## What the task asks
Quote the records that follow in full and exactly; leave out the pictures.

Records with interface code
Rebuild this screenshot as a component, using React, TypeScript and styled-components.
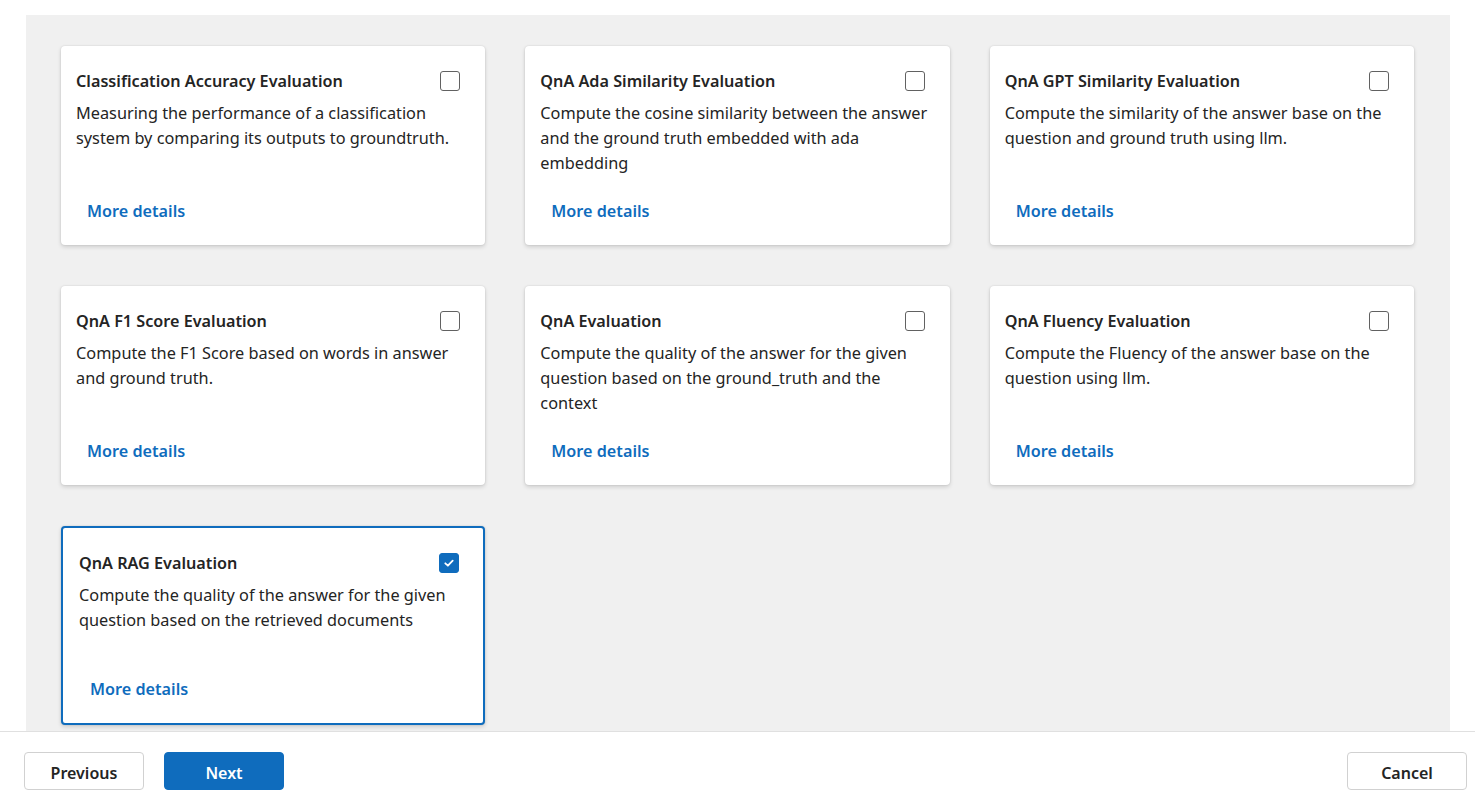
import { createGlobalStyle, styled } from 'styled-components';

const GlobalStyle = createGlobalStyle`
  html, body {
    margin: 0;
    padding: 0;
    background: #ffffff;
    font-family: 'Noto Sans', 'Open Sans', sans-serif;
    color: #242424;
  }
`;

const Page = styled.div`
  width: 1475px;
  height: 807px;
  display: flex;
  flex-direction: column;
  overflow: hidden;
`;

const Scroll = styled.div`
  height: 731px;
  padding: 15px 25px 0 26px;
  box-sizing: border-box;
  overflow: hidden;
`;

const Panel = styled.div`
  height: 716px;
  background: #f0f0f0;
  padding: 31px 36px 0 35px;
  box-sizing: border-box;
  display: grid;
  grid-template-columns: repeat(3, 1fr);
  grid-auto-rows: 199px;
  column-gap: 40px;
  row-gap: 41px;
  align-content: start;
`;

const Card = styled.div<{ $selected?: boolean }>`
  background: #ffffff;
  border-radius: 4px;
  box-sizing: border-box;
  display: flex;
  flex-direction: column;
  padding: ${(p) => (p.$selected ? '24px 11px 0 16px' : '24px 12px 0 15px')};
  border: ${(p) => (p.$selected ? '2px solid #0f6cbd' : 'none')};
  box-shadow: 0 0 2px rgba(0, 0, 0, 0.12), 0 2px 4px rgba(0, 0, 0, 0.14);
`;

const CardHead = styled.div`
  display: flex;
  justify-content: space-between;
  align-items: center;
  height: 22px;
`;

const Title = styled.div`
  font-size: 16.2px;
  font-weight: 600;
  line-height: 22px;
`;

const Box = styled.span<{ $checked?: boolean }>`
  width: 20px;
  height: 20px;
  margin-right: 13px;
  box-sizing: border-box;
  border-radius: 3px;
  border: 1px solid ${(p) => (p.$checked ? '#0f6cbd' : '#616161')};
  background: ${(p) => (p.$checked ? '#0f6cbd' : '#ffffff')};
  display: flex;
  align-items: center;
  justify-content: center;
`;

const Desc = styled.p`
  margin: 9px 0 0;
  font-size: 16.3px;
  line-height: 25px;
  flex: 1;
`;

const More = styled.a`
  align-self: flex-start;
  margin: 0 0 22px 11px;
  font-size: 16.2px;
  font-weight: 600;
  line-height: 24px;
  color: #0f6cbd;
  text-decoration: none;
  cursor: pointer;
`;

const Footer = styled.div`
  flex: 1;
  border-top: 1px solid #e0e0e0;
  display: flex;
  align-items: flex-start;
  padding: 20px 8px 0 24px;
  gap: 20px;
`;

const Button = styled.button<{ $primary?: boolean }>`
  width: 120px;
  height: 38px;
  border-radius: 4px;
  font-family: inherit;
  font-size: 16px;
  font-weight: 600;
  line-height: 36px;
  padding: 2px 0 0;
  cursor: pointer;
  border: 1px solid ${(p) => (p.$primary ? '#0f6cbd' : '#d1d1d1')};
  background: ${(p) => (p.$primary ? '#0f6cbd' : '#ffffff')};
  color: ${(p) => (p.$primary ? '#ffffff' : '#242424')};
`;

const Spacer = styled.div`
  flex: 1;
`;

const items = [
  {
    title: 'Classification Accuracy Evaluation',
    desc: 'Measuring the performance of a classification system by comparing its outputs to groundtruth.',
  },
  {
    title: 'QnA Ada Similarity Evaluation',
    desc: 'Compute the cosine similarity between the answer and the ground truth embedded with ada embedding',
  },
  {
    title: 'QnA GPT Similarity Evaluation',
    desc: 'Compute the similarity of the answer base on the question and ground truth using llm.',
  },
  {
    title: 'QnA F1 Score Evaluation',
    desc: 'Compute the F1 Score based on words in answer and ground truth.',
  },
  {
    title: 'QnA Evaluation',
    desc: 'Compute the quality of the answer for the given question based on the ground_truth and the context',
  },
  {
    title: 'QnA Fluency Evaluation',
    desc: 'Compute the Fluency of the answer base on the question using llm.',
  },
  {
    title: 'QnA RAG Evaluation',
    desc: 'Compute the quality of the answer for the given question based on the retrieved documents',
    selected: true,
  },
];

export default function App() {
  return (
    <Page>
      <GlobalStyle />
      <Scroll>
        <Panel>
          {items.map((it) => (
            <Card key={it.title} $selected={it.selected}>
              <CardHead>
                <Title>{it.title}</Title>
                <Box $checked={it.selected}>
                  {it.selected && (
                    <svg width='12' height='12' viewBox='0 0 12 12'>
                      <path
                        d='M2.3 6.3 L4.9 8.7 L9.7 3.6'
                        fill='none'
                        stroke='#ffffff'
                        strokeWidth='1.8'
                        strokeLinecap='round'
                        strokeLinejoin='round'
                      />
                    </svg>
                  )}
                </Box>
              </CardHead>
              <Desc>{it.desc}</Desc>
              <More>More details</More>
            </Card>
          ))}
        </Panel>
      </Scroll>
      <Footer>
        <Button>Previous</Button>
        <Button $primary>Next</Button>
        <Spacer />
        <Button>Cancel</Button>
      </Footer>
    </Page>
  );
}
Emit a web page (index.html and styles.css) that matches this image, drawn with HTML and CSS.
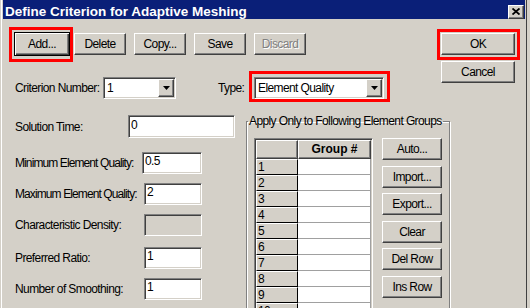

## Result
Rebuild this screenshot as a component, using React, TypeScript and styled-components.
import { createGlobalStyle, styled } from 'styled-components';

const GlobalStyle = createGlobalStyle`
  html, body {
    margin: 0;
    padding: 0;
    background: #ffffff;
    font-family: 'Noto Sans', 'Open Sans', sans-serif;
    color: #242424;
  }
`;

const Page = styled.div`
  width: 1475px;
  height: 807px;
  display: flex;
  flex-direction: column;
  overflow: hidden;
`;

const Scroll = styled.div`
  height: 731px;
  padding: 15px 25px 0 26px;
  box-sizing: border-box;
  overflow: hidden;
`;

const Panel = styled.div`
  height: 716px;
  background: #f0f0f0;
  padding: 31px 36px 0 35px;
  box-sizing: border-box;
  display: grid;
  grid-template-columns: repeat(3, 1fr);
  grid-auto-rows: 199px;
  column-gap: 40px;
  row-gap: 41px;
  align-content: start;
`;

const Card = styled.div<{ $selected?: boolean }>`
  background: #ffffff;
  border-radius: 4px;
  box-sizing: border-box;
  display: flex;
  flex-direction: column;
  padding: ${(p) => (p.$selected ? '24px 11px 0 16px' : '24px 12px 0 15px')};
  border: ${(p) => (p.$selected ? '2px solid #0f6cbd' : 'none')};
  box-shadow: 0 0 2px rgba(0, 0, 0, 0.12), 0 2px 4px rgba(0, 0, 0, 0.14);
`;

const CardHead = styled.div`
  display: flex;
  justify-content: space-between;
  align-items: center;
  height: 22px;
`;

const Title = styled.div`
  font-size: 16.2px;
  font-weight: 600;
  line-height: 22px;
`;

const Box = styled.span<{ $checked?: boolean }>`
  width: 20px;
  height: 20px;
  margin-right: 13px;
  box-sizing: border-box;
  border-radius: 3px;
  border: 1px solid ${(p) => (p.$checked ? '#0f6cbd' : '#616161')};
  background: ${(p) => (p.$checked ? '#0f6cbd' : '#ffffff')};
  display: flex;
  align-items: center;
  justify-content: center;
`;

const Desc = styled.p`
  margin: 9px 0 0;
  font-size: 16.3px;
  line-height: 25px;
  flex: 1;
`;

const More = styled.a`
  align-self: flex-start;
  margin: 0 0 22px 11px;
  font-size: 16.2px;
  font-weight: 600;
  line-height: 24px;
  color: #0f6cbd;
  text-decoration: none;
  cursor: pointer;
`;

const Footer = styled.div`
  flex: 1;
  border-top: 1px solid #e0e0e0;
  display: flex;
  align-items: flex-start;
  padding: 20px 8px 0 24px;
  gap: 20px;
`;

const Button = styled.button<{ $primary?: boolean }>`
  width: 120px;
  height: 38px;
  border-radius: 4px;
  font-family: inherit;
  font-size: 16px;
  font-weight: 600;
  line-height: 36px;
  padding: 2px 0 0;
  cursor: pointer;
  border: 1px solid ${(p) => (p.$primary ? '#0f6cbd' : '#d1d1d1')};
  background: ${(p) => (p.$primary ? '#0f6cbd' : '#ffffff')};
  color: ${(p) => (p.$primary ? '#ffffff' : '#242424')};
`;

const Spacer = styled.div`
  flex: 1;
`;

const items = [
  {
    title: 'Classification Accuracy Evaluation',
    desc: 'Measuring the performance of a classification system by comparing its outputs to groundtruth.',
  },
  {
    title: 'QnA Ada Similarity Evaluation',
    desc: 'Compute the cosine similarity between the answer and the ground truth embedded with ada embedding',
  },
  {
    title: 'QnA GPT Similarity Evaluation',
    desc: 'Compute the similarity of the answer base on the question and ground truth using llm.',
  },
  {
    title: 'QnA F1 Score Evaluation',
    desc: 'Compute the F1 Score based on words in answer and ground truth.',
  },
  {
    title: 'QnA Evaluation',
    desc: 'Compute the quality of the answer for the given question based on the ground_truth and the context',
  },
  {
    title: 'QnA Fluency Evaluation',
    desc: 'Compute the Fluency of the answer base on the question using llm.',
  },
  {
    title: 'QnA RAG Evaluation',
    desc: 'Compute the quality of the answer for the given question based on the retrieved documents',
    selected: true,
  },
];

export default function App() {
  return (
    <Page>
      <GlobalStyle />
      <Scroll>
        <Panel>
          {items.map((it) => (
            <Card key={it.title} $selected={it.selected}>
              <CardHead>
                <Title>{it.title}</Title>
                <Box $checked={it.selected}>
                  {it.selected && (
                    <svg width='12' height='12' viewBox='0 0 12 12'>
                      <path
                        d='M2.3 6.3 L4.9 8.7 L9.7 3.6'
                        fill='none'
                        stroke='#ffffff'
                        strokeWidth='1.8'
                        strokeLinecap='round'
                        strokeLinejoin='round'
                      />
                    </svg>
                  )}
                </Box>
              </CardHead>
              <Desc>{it.desc}</Desc>
              <More>More details</More>
            </Card>
          ))}
        </Panel>
      </Scroll>
      <Footer>
        <Button>Previous</Button>
        <Button $primary>Next</Button>
        <Spacer />
        <Button>Cancel</Button>
      </Footer>
    </Page>
  );
}
Emit a web page (index.html and styles.css) that matches this image, drawn with HTML and CSS.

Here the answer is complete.